Chroniques de village
En cette superbe matinée d’automne, je prends mon courage à deux pieds pour enclencher sur le « beat » de cette routine maternelle qui est mienne. Routine matinale qui consiste à prendre un bol d’air pur pour se dégourdir les jambes de l’enfance. Je constate que le village retrouve de son naturel avec le départ des vacanciers. Les chalets se ferment, la rue principale se vide, les voitures se font de plus en plus rares.

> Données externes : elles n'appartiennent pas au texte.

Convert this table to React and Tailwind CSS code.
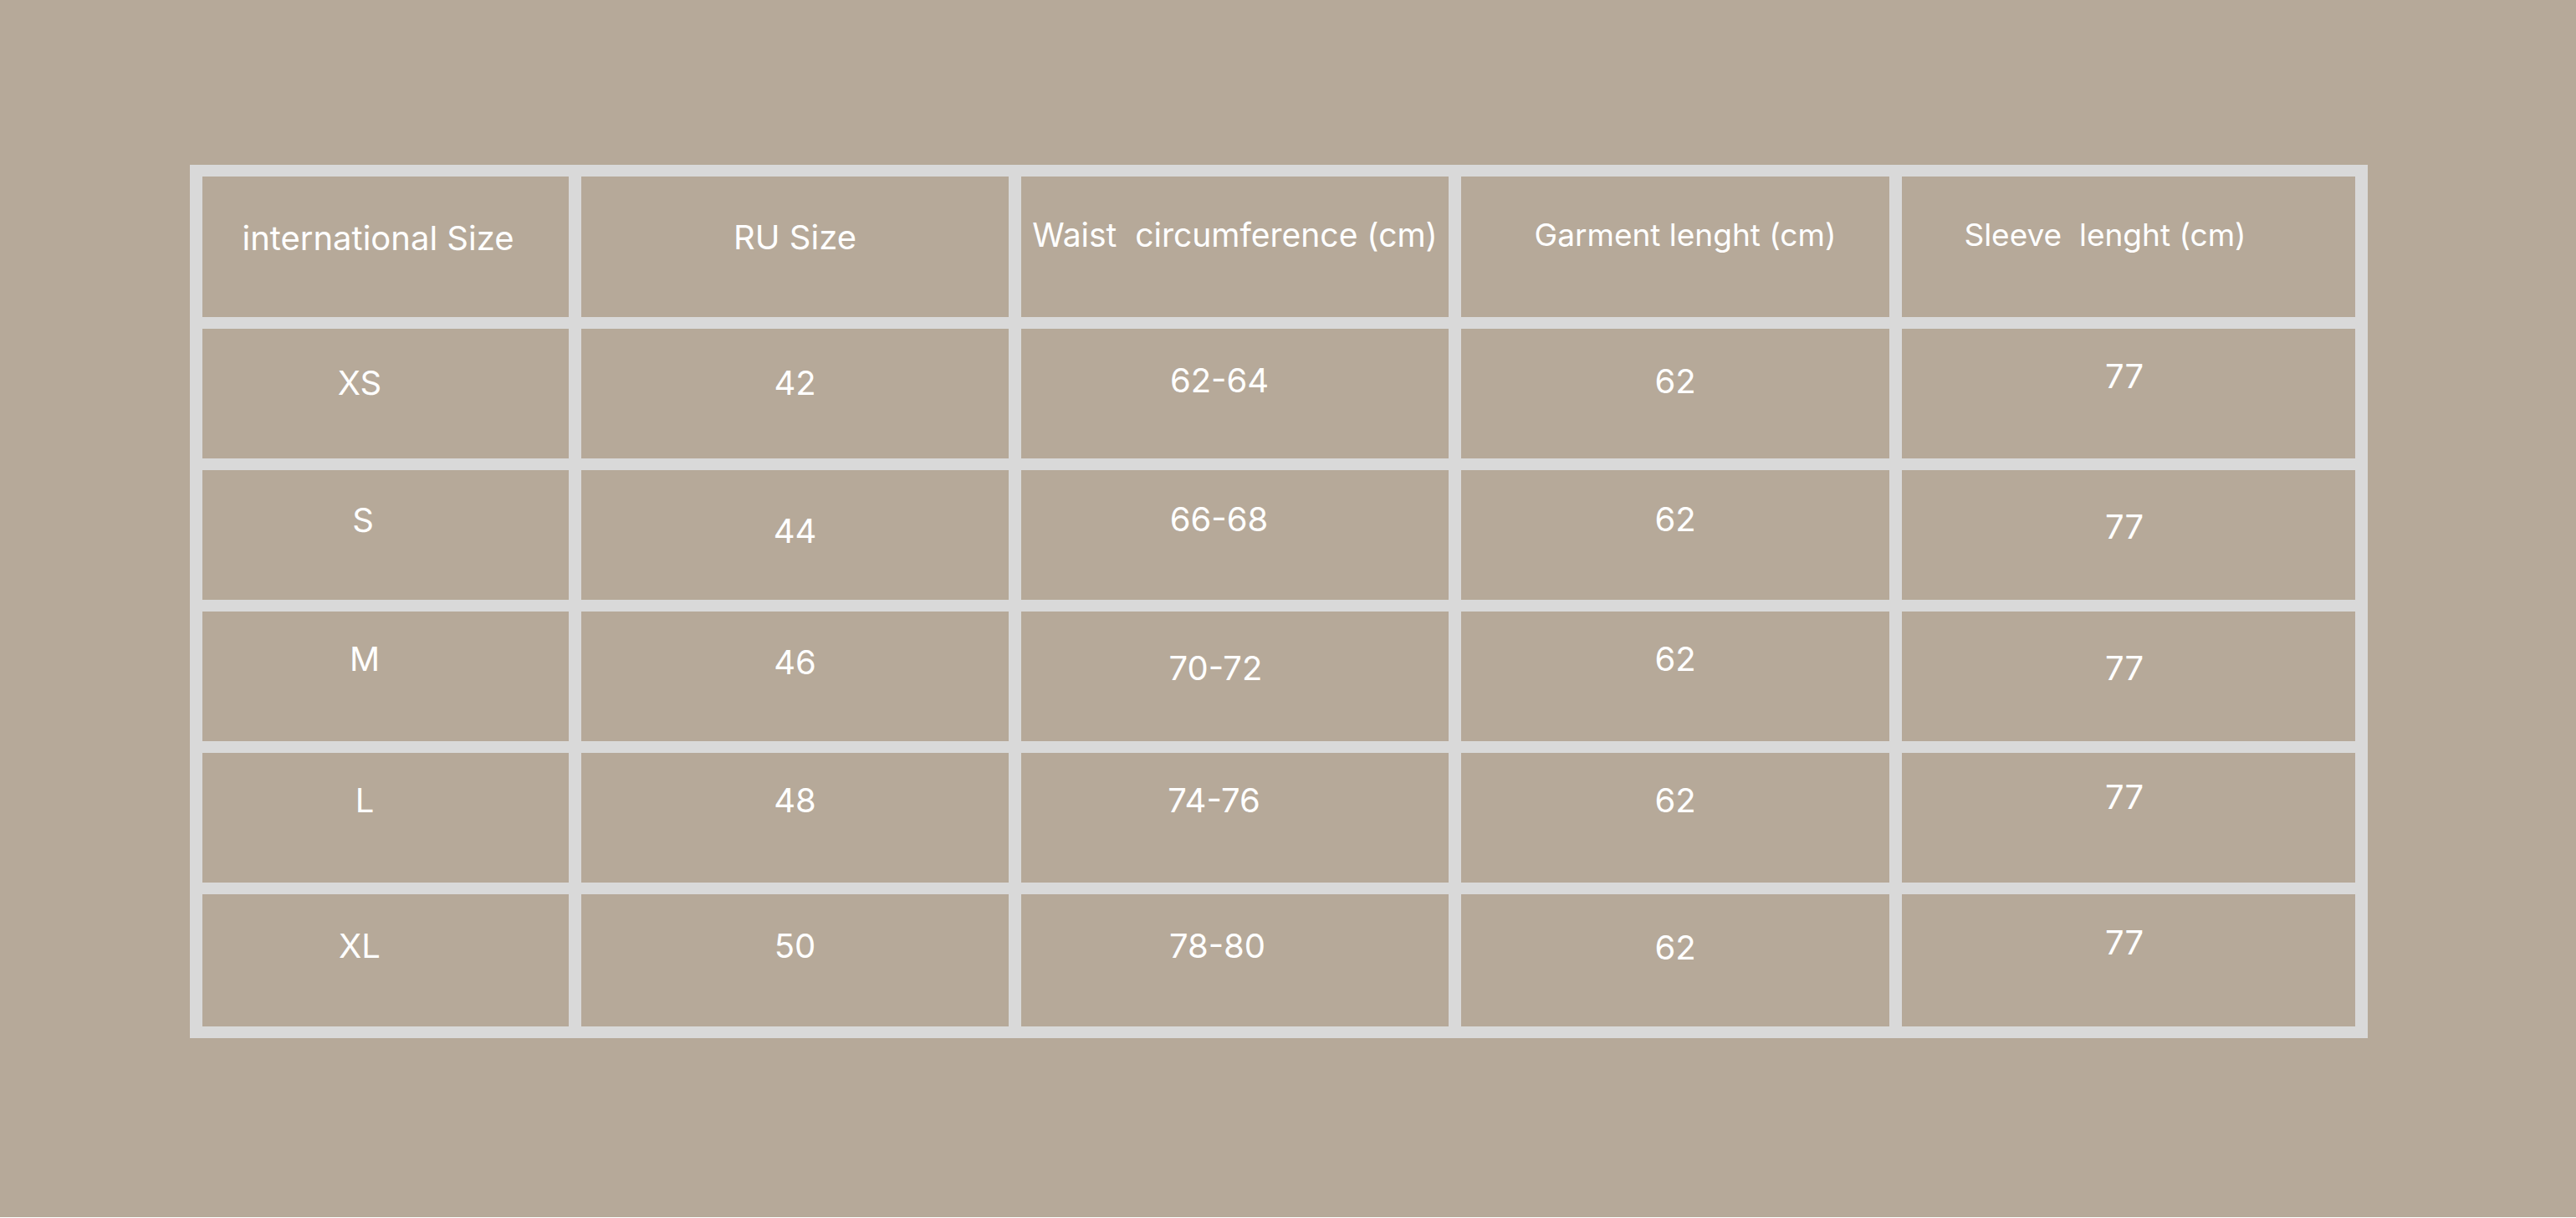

M’zelle Soleil me suit avec sa petite poussette qu’elle abandonne inévitablement en chemin pour s’installer dans la grande que je pousse. Les employés municipaux s’affairent à préparer le village pour l’hiver. Le soleil brille de plein feux, il brûle les feuilles d’automnes qui jonchent la piste. L’air est croquant de fraîcheur. Je ramasse des feuilles mortes et les donne à M’zelle Soleil qui chantonne. L’enfant remarque que les bateaux s’en vont ou sont garés tout prés des maisons. Je lui explique le cycle des saisons. Nous nous arrêtons pour remplir nos bouteilles d’eau de source, nous discutons avec quelques connaissances sur un balcon et nous arrivons sur la plage, déserte…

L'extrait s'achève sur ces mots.